Let us add, that St. Peter's account of the final conflagration, unless it be understood figuratively, stands by itself. Our Saviour, with all the apostles and the prophets, never speaks of the world, but only of Christ's enemies, being destroyed. The analogy from the rest of the Bible would lead us rather to expect a terrible judgment upon the adherents of Satan, purifying the earth from them, as similar judgments removed the wicked from the old world, and the polluted city of Sodom from the land of Canaan. Especially does the prophecy of Zechariah look like a decided contradiction of the theory of a universal destruction happening to all who are not carried off into the upper regions of the heavens. The prophet, in

speaking of the last siege of Jerusalem, says expressly that only half of the people should go into captivity, and that the residue should not be cut off from the city (xiv. 2), but that they should be helped by the overthrow of the enemy, and so Jerusalem made safely habitable. This chapter seems not to harmonize with the expectation that Christ will first carry his saints from the earth, and then burn up and remodel the earth for them to inhabit; while the wicked, together with the hosts of Satan, shall, after the conflagration, be confined within the bowels of this same earth, in a huge and secure dungeon, called Gehenna in the Gospel, and the fiery lake in the Apocalypse.

Now, Mr. Heath's view is entirely different. He lays great stress upon the implied doctrine of Scripture, that Christ is always supposed to restore mankind to the condition they would have occupied if Adam had not fallen, viz., a sinless condition in a terrestrial locality. He believes that, at the great day and final overthrow of Satan, man will be put into much the same position as he occupies now; excepting that all external temptation will be removed, and that he will be rendered capable of a continually increasing goodness and happiness by the unimpeded influence of Christ and his atonement. He expects, equally with other restorationists, a great confederacy of godlessness at the end of the millennium, which Christ will overthrow and for ever render powerless.

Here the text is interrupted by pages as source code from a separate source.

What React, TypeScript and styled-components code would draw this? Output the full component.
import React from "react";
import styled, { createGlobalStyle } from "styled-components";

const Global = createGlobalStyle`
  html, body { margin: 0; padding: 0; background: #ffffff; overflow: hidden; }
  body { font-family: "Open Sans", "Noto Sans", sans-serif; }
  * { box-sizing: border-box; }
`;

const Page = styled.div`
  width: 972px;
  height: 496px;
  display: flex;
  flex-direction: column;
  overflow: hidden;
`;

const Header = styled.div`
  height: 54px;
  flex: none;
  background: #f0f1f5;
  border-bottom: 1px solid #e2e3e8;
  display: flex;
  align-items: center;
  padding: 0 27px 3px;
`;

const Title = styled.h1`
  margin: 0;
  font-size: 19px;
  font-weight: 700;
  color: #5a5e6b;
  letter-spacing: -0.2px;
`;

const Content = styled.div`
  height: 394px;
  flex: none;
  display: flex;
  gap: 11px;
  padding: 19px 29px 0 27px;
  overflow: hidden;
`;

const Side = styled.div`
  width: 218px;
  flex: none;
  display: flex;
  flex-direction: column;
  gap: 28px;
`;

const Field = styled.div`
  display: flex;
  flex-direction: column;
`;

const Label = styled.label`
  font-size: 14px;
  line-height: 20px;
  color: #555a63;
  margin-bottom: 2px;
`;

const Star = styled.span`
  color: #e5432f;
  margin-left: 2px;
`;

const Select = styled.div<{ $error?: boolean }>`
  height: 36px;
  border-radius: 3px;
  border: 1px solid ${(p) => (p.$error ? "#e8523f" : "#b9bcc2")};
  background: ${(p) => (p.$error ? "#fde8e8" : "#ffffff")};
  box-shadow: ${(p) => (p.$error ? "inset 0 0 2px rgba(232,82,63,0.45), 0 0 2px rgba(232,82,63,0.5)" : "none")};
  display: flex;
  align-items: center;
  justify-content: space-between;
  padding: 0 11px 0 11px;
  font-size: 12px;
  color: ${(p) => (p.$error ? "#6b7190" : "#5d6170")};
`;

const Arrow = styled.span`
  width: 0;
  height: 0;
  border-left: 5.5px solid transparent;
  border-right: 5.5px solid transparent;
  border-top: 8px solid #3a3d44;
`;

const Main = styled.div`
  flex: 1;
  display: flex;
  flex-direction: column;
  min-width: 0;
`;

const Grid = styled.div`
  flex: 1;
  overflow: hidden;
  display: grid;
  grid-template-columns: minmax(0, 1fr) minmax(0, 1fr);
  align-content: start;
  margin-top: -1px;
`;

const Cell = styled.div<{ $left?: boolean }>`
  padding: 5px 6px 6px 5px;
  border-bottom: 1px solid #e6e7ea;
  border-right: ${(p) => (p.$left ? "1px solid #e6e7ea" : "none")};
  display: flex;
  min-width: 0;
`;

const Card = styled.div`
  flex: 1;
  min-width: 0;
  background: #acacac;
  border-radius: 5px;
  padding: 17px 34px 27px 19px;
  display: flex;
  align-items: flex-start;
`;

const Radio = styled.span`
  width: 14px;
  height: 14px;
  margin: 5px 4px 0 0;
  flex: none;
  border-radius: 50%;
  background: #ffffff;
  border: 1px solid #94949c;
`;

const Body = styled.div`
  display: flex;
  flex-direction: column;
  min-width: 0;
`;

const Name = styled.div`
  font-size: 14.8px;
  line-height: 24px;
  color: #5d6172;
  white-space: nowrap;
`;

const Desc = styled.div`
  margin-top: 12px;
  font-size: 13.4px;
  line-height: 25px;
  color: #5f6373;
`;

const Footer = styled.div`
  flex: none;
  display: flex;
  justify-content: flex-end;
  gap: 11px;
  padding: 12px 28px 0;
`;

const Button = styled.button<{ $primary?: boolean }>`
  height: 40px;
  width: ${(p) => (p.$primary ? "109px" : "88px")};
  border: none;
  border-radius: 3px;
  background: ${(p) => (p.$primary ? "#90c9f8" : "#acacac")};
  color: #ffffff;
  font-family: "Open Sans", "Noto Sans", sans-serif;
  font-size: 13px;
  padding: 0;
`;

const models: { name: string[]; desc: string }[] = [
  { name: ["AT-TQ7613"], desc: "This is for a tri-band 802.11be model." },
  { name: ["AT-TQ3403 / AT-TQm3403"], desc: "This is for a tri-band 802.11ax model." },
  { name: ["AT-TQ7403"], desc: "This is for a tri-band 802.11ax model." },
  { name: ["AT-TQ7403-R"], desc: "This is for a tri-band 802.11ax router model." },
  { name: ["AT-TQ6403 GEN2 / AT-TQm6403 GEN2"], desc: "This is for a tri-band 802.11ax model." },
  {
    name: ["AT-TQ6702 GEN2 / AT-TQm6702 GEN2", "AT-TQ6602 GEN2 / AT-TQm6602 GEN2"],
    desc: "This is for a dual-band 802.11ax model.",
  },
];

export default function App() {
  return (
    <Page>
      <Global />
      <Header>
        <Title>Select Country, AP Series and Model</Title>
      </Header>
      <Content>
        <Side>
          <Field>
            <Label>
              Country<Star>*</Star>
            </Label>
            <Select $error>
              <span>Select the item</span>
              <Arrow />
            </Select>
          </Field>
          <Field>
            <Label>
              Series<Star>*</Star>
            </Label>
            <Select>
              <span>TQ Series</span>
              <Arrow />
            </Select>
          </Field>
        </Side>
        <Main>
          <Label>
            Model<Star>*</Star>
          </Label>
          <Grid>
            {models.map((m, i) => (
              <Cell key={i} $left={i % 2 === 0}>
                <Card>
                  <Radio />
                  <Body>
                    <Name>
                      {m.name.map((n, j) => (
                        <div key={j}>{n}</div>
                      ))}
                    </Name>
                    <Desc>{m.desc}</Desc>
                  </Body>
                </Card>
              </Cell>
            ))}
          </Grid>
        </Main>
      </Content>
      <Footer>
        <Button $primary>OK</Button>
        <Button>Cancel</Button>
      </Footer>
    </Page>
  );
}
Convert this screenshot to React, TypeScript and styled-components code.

This overthrow may be effected by a terrible volcanic eruption, that shall not only destroy the enemies that are beleaguering Christ's servants, but very materially change the surface of the globe, and perhaps literally remove the sea (Rev. xxi. 1); thus affording room for all the generations of men that have ever lived, raised to judgment at that time; and placed nearer to Jerusalem (the city of the great king), or farther from it, according to the issue of that judgment.

It will doubtless be alleged that the records of the early Christian church show that this expectation was present in the minds of those who were nearest to the original propagators of the Gospel; and that it was the reason why they could leave all things for the coming reward, the nature of which, while entirely terrestrial, they could understand and appreciate. It may be also said that, to arrive at a consistent view of Christ's mission, we ought to suppose that he will eventually introduce the same kind of happiness as he would have given to the world, if they had not been sinful and ignorant enough to reject him. If, then, his first invitation to mankind was that they should be terrestrially happy under his sovereignty, why should we invent another species of happiness altogether, on his return to do what the sin of men has so long interrupted?